Fr David's Sermon for Ash Wednesday

There’s always a certain irony in proclaiming a Gospel reading that teaches us to hide our fast and not display it on our faces, and then, a few moments later, marking the cross on the congregations’ foreheads as a sign of their penance. It stirs the debate as to whether we should keep the cross in place as we go out into the street or whether we ought to remove it before we leave church.

This year, of course, it’s a moot point. You are not able to be with me in church to receive the sign of the cross on your foreheads and so there will be no parading your piety before the watching world.

I am very grateful that Jan is able to be with me today to assist with this service and that, as a member of my household, he can both receive the sign of the cross in ash, and can do the same for me. Our ashing of one another is representative of the desire of all of you to receive that mark if you could, but most of you watching will hopefully also have received from me a card containing the sign of the cross in ash: each made individually and coming to you with my prayers for a holy and fruitful Lent.

For I think that is the key to putting together the act of receiving the ash with the directions and emphases of our readings. Ash Wednesday is a Holy and important day. It is one of only two non-feast days, with Good Friday as the other, that the church designates days of Holy obligation: that is days that all Christians are obliged to mark, generally by coming to church when that is possible.



But Ash Wednesday is not complete in itself, it is the invitation into something and the start of a longer period of time over which we should aim to build on what happens today, and during which we need to pace ourselves, so that we do not expect too much, and burn out too quickly: think embers glowing for a long period, not the quick bang of a small firework.

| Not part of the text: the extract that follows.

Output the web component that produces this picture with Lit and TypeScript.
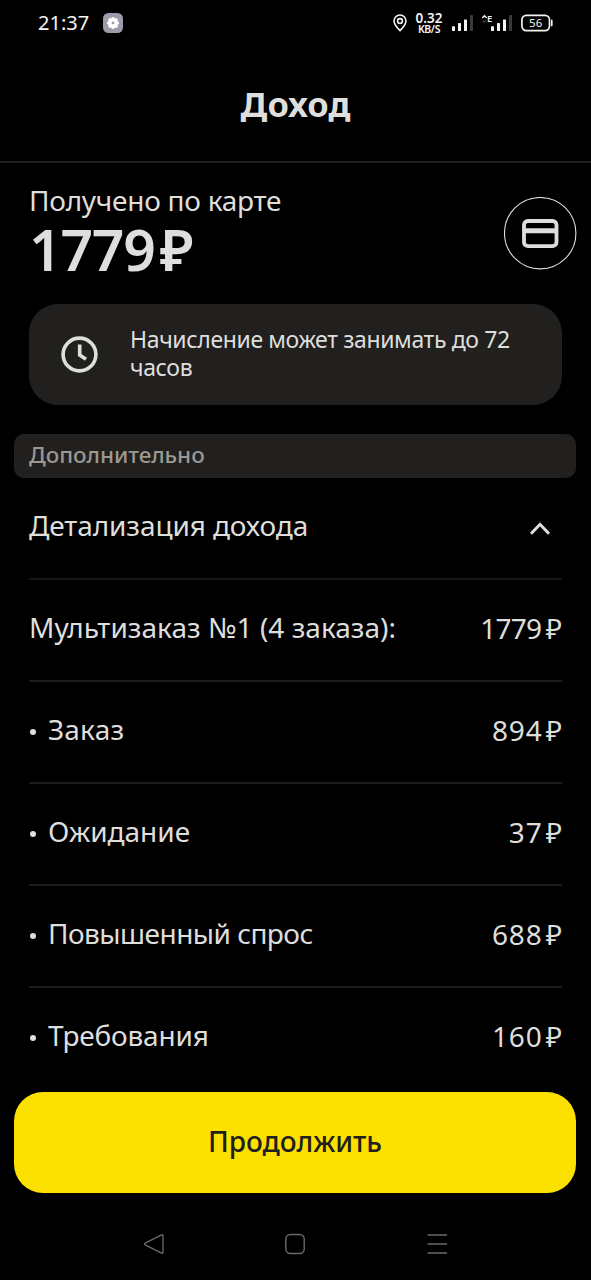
import { LitElement, html, css, svg } from "lit";
import { customElement } from "lit/decorators.js";

interface Row {
  label: string;
  value: string;
  bullet: boolean;
  cls: string;
}

const ROWS: Row[] = [
  { label: "Мультизаказ №1 (4 заказа):", value: "1779", bullet: false, cls: "multi" },
  { label: "Заказ", value: "894", bullet: true, cls: "order" },
  { label: "Ожидание", value: "37", bullet: true, cls: "wait" },
  { label: "Повышенный спрос", value: "688", bullet: true, cls: "surge" },
  { label: "Требования", value: "160", bullet: true, cls: "reqs" },
];

const bars = svg`
  <rect x="0" y="15.2" width="3" height="4.8" rx="0.6" fill="#f4f4f4"/>
  <rect x="6" y="12" width="3" height="8" rx="0.6" fill="#f4f4f4"/>
  <rect x="12" y="8.5" width="3" height="11.5" rx="0.6" fill="#f4f4f4"/>
  <rect x="18" y="4" width="3" height="16" rx="0.6" fill="#3a3a3a"/>`;

@customElement("status-bar")
class StatusBar extends LitElement {
  static styles = css`
    :host { display: flex; align-items: center; height: 46px; padding: 0 38px; box-sizing: border-box; color: #f4f4f4; font-family: "Noto Sans", sans-serif; }
    svg { display: block; flex: none; }
    .time { font-size: 20px; line-height: 24px; letter-spacing: 0; width: 65px; }
    .right { margin-left: auto; display: flex; align-items: center; }
    .speed { display: flex; flex-direction: column; align-items: center; width: 28px; margin: 0 9px 0 8px; font-weight: 600; }
    .rate { font-size: 13.5px; line-height: 11px; }
    .unit { font-size: 10.5px; line-height: 10px; letter-spacing: -0.4px; }
    .sim { margin-right: 9px; }
    .sim2 { margin-right: 9px; }
    .e { font: 600 9.5px "Noto Sans", sans-serif; }
    .pct { font: 400 11.5px "Noto Sans", sans-serif; }
  `;
  render() {
    return html`
      <span class="time">21:37</span>
      <svg width="20" height="20" viewBox="0 0 20 20">
        <rect width="20" height="20" rx="5.5" fill="#9c9ba9"/>
        <g fill="#fff">
          <circle cx="10" cy="10" r="5"/>
          ${[0, 45, 90, 135, 180, 225, 270, 315].map(
            (a) => svg`<circle cx="10" cy="5.5" r="1.6" transform="rotate(${a} 10 10)"/>`
          )}
        </g>
        <circle cx="10" cy="10" r="1.4" fill="#9c9ba9"/>
      </svg>
      <div class="right">
        <svg width="14" height="18" viewBox="0 0 14 18" fill="none" stroke="#f4f4f4" stroke-width="1.6" stroke-linejoin="round">
          <path d="M7 16.6C4 13.6 1 10.6 1 7a6 6 0 0 1 12 0c0 3.600-3 6.600-6 9.600z"/>
          <circle cx="7" cy="7" r="2.400"/>
        </svg>
        <div class="speed"><span class="rate">0.32</span><span class="unit">KB/S</span></div>
        <svg class="sim" width="21" height="24" viewBox="0 0 21 24">${bars}</svg>
        <svg class="sim2" width="30" height="24" viewBox="1 0 30 24">
          <path d="M1.200 7 3.400 4.800l2.200 2.200" fill="none" stroke="#f4f4f4" stroke-width="1.400"/>
          <path d="M1.600 9.500 3.400 11.200l1.800-1.700" fill="none" stroke="#444" stroke-width="1.200"/>
          <text class="e" x="6" y="11.300" fill="#f4f4f4">E</text>
          <g transform="translate(10 0)">${bars}</g>
        </svg>
        <svg width="32" height="18" viewBox="0 0 32 18">
          <rect x="0.900" y="1.400" width="27.600" height="15.200" rx="4.500" fill="none" stroke="#f4f4f4" stroke-width="1.700"/>
          <path d="M30.800 6.400v5.200" stroke="#f4f4f4" stroke-width="1.600" stroke-linecap="round"/>
          <text class="pct" x="14.700" y="13.200" text-anchor="middle" fill="#f4f4f4">56</text>
        </svg>
      </div>`;
  }
}

@customElement("rouble-sum")
class RoubleSum extends LitElement {
  static properties = {
    value: {},
    big: { type: Boolean, reflect: true },
    tight: { type: Boolean, reflect: true },
  };
  declare value: string;
  declare big: boolean;
  declare tight: boolean;
  static styles = css`
    :host { display: flex; font-size: 28px; line-height: 36px; letter-spacing: 0.9px; padding-top: 2px; }
    .sign { letter-spacing: 0; margin-left: 3px; }
    :host([tight]) { letter-spacing: -0.8px; }
    :host([tight]) .sign { margin-left: 4.5px; }
    :host([big]) { font-size: 57px; line-height: 60px; font-weight: 600; letter-spacing: -1.2px; padding-top: 0; }
    :host([big]) .sign { margin-left: 5px; }
  `;
  render() {
    return html`<span>${this.value}</span><span class="sign">₽</span>`;
  }
}

@customElement("app-root")
class AppRoot extends LitElement {
  static styles = css`
    :host { display: flex; flex-direction: column; width: 591px; height: 1280px; overflow: hidden; background: #000; color: #dededc; font-family: "Noto Sans", sans-serif; }
    * { box-sizing: border-box; }
    status-bar { flex: none; }
    svg { display: block; flex: none; }
    .header { height: 117px; flex: none; border-bottom: 2px solid #1e1e1e; display: flex; align-items: center; justify-content: center; padding-top: 1px; }
    .title { margin: 0; font-size: 34.5px; line-height: 44px; font-weight: 700; letter-spacing: 0; }
    .summary { display: flex; height: 141px; flex: none; padding: 0 14px 0 29px; justify-content: space-between; }
    .sums { display: flex; flex-direction: column; padding-top: 19px; }
    .caption { font-size: 28px; line-height: 36px; letter-spacing: -0.25px; white-space: nowrap; }
    .sums rouble-sum { margin-top: 1px; }
    .card { width: 73px; height: 73px; margin-top: 34px; }
    .note { margin: 0 29px; height: 101px; flex: none; border-radius: 29px; background: #21201f; display: flex; align-items: center; padding: 0 32px; gap: 32px; }
    .note p { margin: 0 0 4px; flex: 1; font-size: 23px; line-height: 28px; letter-spacing: -0.36px; white-space: nowrap; }
    .chip { margin: 29px 15px 0 14px; height: 44px; flex: none; border-radius: 10px; background: #21201f; color: #9b9892; padding: 0 15px 3px; display: flex; align-items: center; font-size: 22.5px; font-weight: 500; letter-spacing: -0.06px; }
    .row { margin: 0 29px; height: 102px; flex: none; border-bottom: 2px solid #1c1c1c; display: flex; align-items: center; justify-content: space-between; padding-bottom: 6px; font-size: 28px; line-height: 36px; white-space: nowrap; letter-spacing: -0.1px; }
    .head { border-bottom-color: #161616; }
    .row:last-child { border-bottom: 0; padding-bottom: 8px; }
    .name { display: flex; align-items: center; }
    .multi { letter-spacing: 0.02px; }
    .order { letter-spacing: 0.2px; }
    .wait { letter-spacing: 0; }
    .surge { letter-spacing: -0.53px; }
    .reqs { letter-spacing: -0.2px; }
    .dot { width: 6px; height: 6px; border-radius: 50%; background: #dededc; margin: 5px 12px 0 1px; }
    .list { height: 614px; flex: none; overflow: hidden; }
    .chevron { margin: 6px 10px 0 0; }
    .go { margin: 0 15px 0 14px; height: 101px; flex: none; border: 0; border-radius: 29px; background: #fce000; color: #21201f; font: 500 28px/36px "Noto Sans", sans-serif; letter-spacing: -0.05px; padding: 0 0 3px; }
    .nav { flex: 1; display: flex; align-items: center; justify-content: space-between; padding: 15px 143.5px 0 143px; }
  `;
  render() {
    return html`
      <status-bar></status-bar>
      <header class="header"><h1 class="title">Доход</h1></header>
      <section class="summary">
        <div class="sums">
          <span class="caption">Получено по карте</span>
          <rouble-sum big .value=${"1779"}></rouble-sum>
        </div>
        <svg class="card" viewBox="0 0 73 73" fill="none">
          <circle cx="36.200" cy="36.200" r="35.700" stroke="#dededc" stroke-width="1.100"/>
          <rect x="20" y="24" width="32.500" height="25.200" rx="4" stroke="#dededc" stroke-width="3.800"/>
          <path d="M20 33.800h32.500" stroke="#dededc" stroke-width="5"/>
        </svg>
      </section>
      <section class="note">
        <svg width="37" height="37" viewBox="0 0 37 37" fill="none" stroke="#dededc" stroke-width="3.600">
          <circle cx="18.500" cy="18.500" r="16.400"/>
          <path d="M18.700 8.500v10.500l6.300 4.200"/>
        </svg>
        <p>Начисление может занимать до 72<br />часов</p>
      </section>
      <div class="chip">Дополнительно</div>
      <main class="list">
        <div class="row head">
          <span>Детализация дохода</span>
          <svg class="chevron" width="24" height="14" viewBox="0 0 24 14" fill="none" stroke="#dededc" stroke-width="3">
            <path d="M3 12.700 12 3.300l9 9.400"/>
          </svg>
        </div>
        ${ROWS.map(
          (r) => html`<div class="row">
            <span class="name">${r.bullet ? html`<i class="dot"></i>` : ""}<span class=${r.cls}>${r.label}</span></span>
            <rouble-sum .value=${r.value} .tight=${r.value.length > 3}></rouble-sum>
          </div>`
        )}
      </main>
      <button class="go">Продолжить</button>
      <nav class="nav">
        <svg width="22" height="22" viewBox="0 0 22 22" fill="none" stroke="#6a6a6a" stroke-width="1.300" stroke-linejoin="round">
          <path d="M2.100 10.200 18.600 1.900q1.400-.5 1.400 1v16.200q0 1.500-1.400 1L2.100 11.800q-1.300-.8 0-1.600z"/>
        </svg>
        <svg width="22" height="22" viewBox="0 0 22 22" fill="none" stroke="#6a6a6a" stroke-width="1.400">
          <rect x="1.800" y="1.500" width="18.400" height="19" rx="4.500"/>
        </svg>
        <svg width="22" height="22" viewBox="0 0 22 22" stroke="#6a6a6a" stroke-width="1.600">
          <path d="M1.500 2h19.500M1.500 11h19.500M1.500 20h19.500"/>
        </svg>
      </nav>`;
  }
}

Lent lasts for 40 days, and that’s without the Sundays. It is a period in which we are invited to be particularly aware of God in our lives, a period to mark by prayer and fasting – to set aside time to come consciously into God’s presence and perhaps to deny ourselves something as a mark of our desire to take Lent seriously and as a reminder to us. It isn’t about giving up cake and alcohol so that we can lose some of the extra weight we’ve gained in lockdown (though that may be a nice side effect) but about being reminded, each time we reach for the biscuits or the gin, that this is a special period in which we are trying to put our focus elsewhere.

Both Ash Wednesday and any fast we may choose, should act as a springboard into something more. Isaiah reminds us that, of themselves, humility for one day, sack cloth and ashes, are meaningless, they only find meaning if they lead us to something more.

What God desires of us is to seek justice and freedom for those to whom it is denied, to show generosity and kindness, not just to our friends and those who will pay us back, but to those who cannot hope to pay us back, those with nothing to give.



We’re very good at the “pointing of the finger” as Isaiah says, trumpeting the mistakes and failings of others, be they our fellow Christians or those different from us, with perceived power and influence.

God asks us instead to turn the gaze on ourselves and to ask what we are doing about those things about which we get so indignant. Have we addressed our own mistakes and failings? And where others are oppressed, are we willing to see our part in their oppression, or seek our part in their journey to freedom from it?

Ash Wednesday done well should not leave us despairing about our failure and guilt, but deeply aware both of God’s graciousness and our need of it. Yes, that should humble us, but it should also encourage us: to let go of the pride, wealth and power we are taught to value, and to seek instead treasure in heaven, the values of God’s kingdom: love, service, justice, peace, forgiveness, generosity. We turn our thoughts inward to examine ourselves not to stay there in eternal introspection, but in order to find the humility and grace to turn back to the world with love not envy.

Lent is, of course, a journey towards the cross, the ultimate example of humiliation and self-giving. How we view Lent will be very much determined by how we see the cross. If we see the cross as God’s ultimate punishment, then Lent will be for us a time of fearing God’s judgement, and we’ll either end up broken or not really engaging.



If we learn to see the cross not in those terms, but in terms of God in Jesus opening his arms in the perfect example of love and self-offering – suffering not imposed but willingly experienced for the sake of others, then perhaps we can see Lent as a time to learn to grow in that love. When Jesus calls us to take up our cross and follow, it’s not because he wants to inflict pain upon us, but because the ultimate outcome of our recognition of our weakness and our need for God’s love is to have compassion on others, to be willing to suffer when the needs of others requires it.

God’s judgement is about us honestly owning our whole selves, flaws and all, about giving up our defences and opening our arms to the world. If we let it, it can bring us to tears, but if they are always and only the tears of self-pity, the tears of bitterness and woe then we’ve misunderstood and we’re not letting God in deep enough. Let it be our prayer this Lent that God will lead us to tears of compassion, that we might see the world through God’s eyes, and then go and actively love it.